Teams deploying Vectary embeds in production should treat the subscription renewal like they treat domain renewals — set up auto-renewal, add the billing date to an ops calendar, and verify someone owns the subscription when team members turn over. The export-behind-paywall policy compounds this: projects created on the free tier cannot be extracted without upgrading, which limits your exit options if you want to migrate to a self-hosted or alternative viewer down the road.
Vectary vs. Spline vs. Blender
Vectary is the right tool when the output is a product visualization, AR experience, or embeddable configurator — especially when CAD files are the starting point and the end user is a non-specialist designer. Spline is stronger for interactive 3D in web UI and marketing animation, and has deeper Webflow integration; if the use case is a 3D hero animation or scroll-triggered motion on a marketing site, Spline is the more natural fit. Neither Vectary nor Spline competes with Blender for actual 3D production work — Blender is free, industry-standard, and capable of sculpting, rigging, and rendering pipelines that Vectary has no equivalent for. The honest framing: Vectary and Spline are publishing platforms for 3D content, while Blender is a production tool. A team serious about 3D typically uses Blender upstream and Vectary or Spline to get the output onto the web.
Pricing
Vectary runs on a freemium model. The Free plan allows basic 3D design but adds Vectary branding to all shared links and restricts file export. The Pro plan ($15/month annually, $19/month) is the entry point for clean, unbranded sharing and export access. The Grow plan adds team management, custom roles, and private link sharing for multi-person marketing teams. The Business plan — the tier that makes sense for manufacturing and enterprise e-commerce — adds CAD import, the Viewer API for custom embed integrations, linked databases for product configurators, and an offline mobile Viewer App. The Education plan is free for verified students and teachers. Two pricing details worth flagging: the Image to 3D GenAI feature has per-cycle usage caps at every tier, and plan downgrade or lapse immediately locks the workspace and breaks all live embeds.
Vectary in the Fractional Design Context
Vectary expertise rarely appears as a standalone job requirement — it surfaces alongside Webflow, Shopify, or general 3D modeling in roles where the deliverable is an interactive product page or AR campaign asset. The companies hiring for this combination are most commonly D2C brands, consumer electronics companies, and manufacturing firms with a digital sales motion. A fractional 3D designer who knows both Blender (for production-quality source assets) and Vectary (for web-ready publishing and AR) covers significantly more ground than someone who knows one or the other.
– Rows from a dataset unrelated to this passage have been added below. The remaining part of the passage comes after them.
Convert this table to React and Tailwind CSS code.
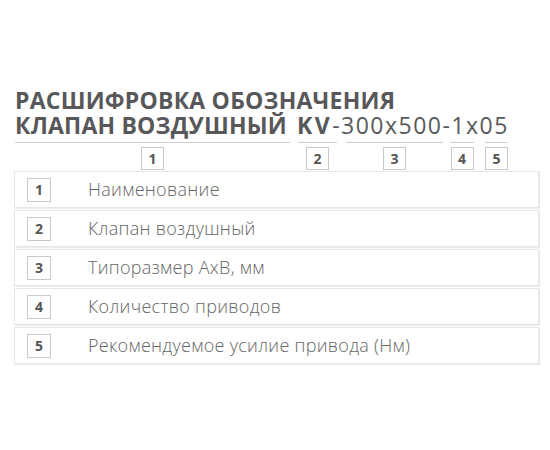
import React from "react";

const rows = [
  ["1", "Наименование"],
  ["2", "Клапан воздушный"],
  ["3", "Типоразмер АхВ, мм"],
  ["4", "Количество приводов"],
  ["5", "Рекомендуемое усилие привода (Нм)"],
];

function NumBox({ n, className = "" }) {
  return (
    <div
      className={
        "flex items-center justify-center border border-[#c9c9c9] bg-white text-[14px] font-bold leading-none text-[#555] " +
        className
      }
    >
      {n}
    </div>
  );
}

function Seg({ ml, w, n }) {
  return (
    <div className="flex flex-col items-center" style={{ marginLeft: ml, width: w }}>
      <div className="h-px w-full bg-[#cfcfcf]" />
      <NumBox n={n} className="mt-[4px] h-[23px] w-[23px]" />
    </div>
  );
}

export default function App() {
  return (
    <div
      className="h-[450px] w-[550px] bg-white pt-[88px]"
      style={{ fontFamily: '"Open Sans", "Noto Sans", sans-serif' }}
    >
      <div className="pl-[15px] text-[23px] font-bold leading-[25px] text-[#58585a]">
        <div className="whitespace-nowrap tracking-[0.22px]">РАСШИФРОВКА ОБОЗНАЧЕНИЯ</div>
        <div className="flex whitespace-nowrap">
          <span className="tracking-[0.2px]">КЛАПАН ВОЗДУШНЫЙ</span>
          <span className="ml-[10px] tracking-[2.5px]">KV</span>
          <span className="font-medium tracking-[1.5px]">-300x500-1x05</span>
        </div>
      </div>
      <div className="mt-[4px] flex">
        <Seg ml={15} w={275} n="1" />
        <Seg ml={8} w={39} n="2" />
        <Seg ml={9} w={97} n="3" />
        <Seg ml={7} w={24} n="4" />
        <Seg ml={11} w={23} n="5" />
      </div>
      <div className="ml-[14px] mt-[1px] flex w-[525px] flex-col gap-[2px]">
        {rows.map(([n, t]) => (
          <div
            key={n}
            className="flex h-[37px] items-center border border-[#e6e6e6] bg-white pl-[12px] shadow-[1px_1px_1px_rgba(0,0,0,0.07)]"
          >
            <NumBox n={n} className="h-[24px] w-[24px]" />
            <span className="ml-[37px] text-[18px] font-light tracking-[0.3px] text-[#666]">{t}</span>
          </div>
        ))}
      </div>
    </div>
  );
}
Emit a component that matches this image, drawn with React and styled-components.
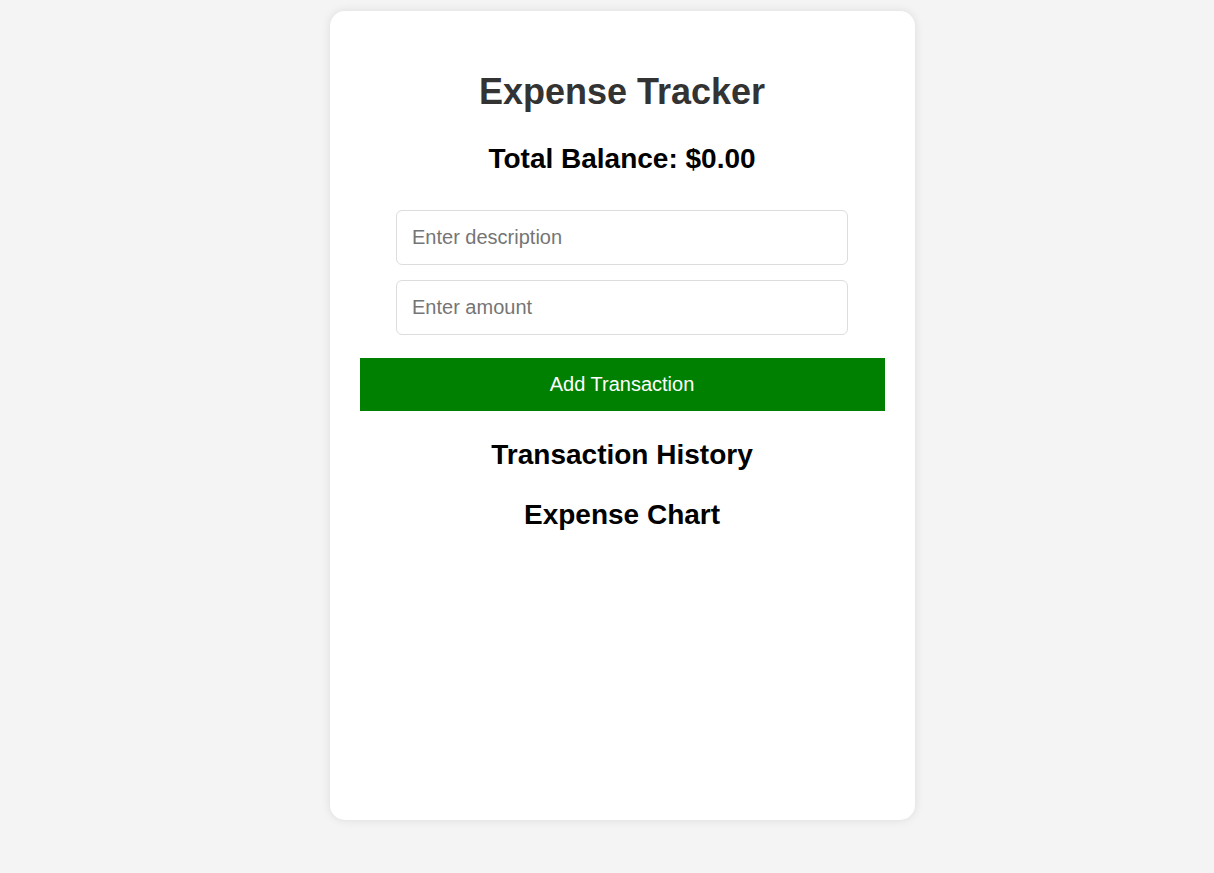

Ramp time is short: designers with Figma or Sketch experience can produce working scenes within a few hours, and the documentation is solid enough that a fractional hire can be productive within two to three days. No certifications exist, which means the practical test during hiring is a portfolio of live embeds or AR demos rather than a credential.
The Bottom Line
Vectary occupies a specific and defensible niche: it's the fastest path from a CAD file or product photo to an embeddable, AR-ready 3D experience on a live website — and no direct competitor matches that end-to-end workflow without more technical setup. For hiring managers, Vectary on a candidate's resume signals a designer who works at the intersection of 3D, web publishing, and e-commerce — someone who can own the full product visualization workflow without an engineering dependency. Just treat the subscription like infrastructure before you go live.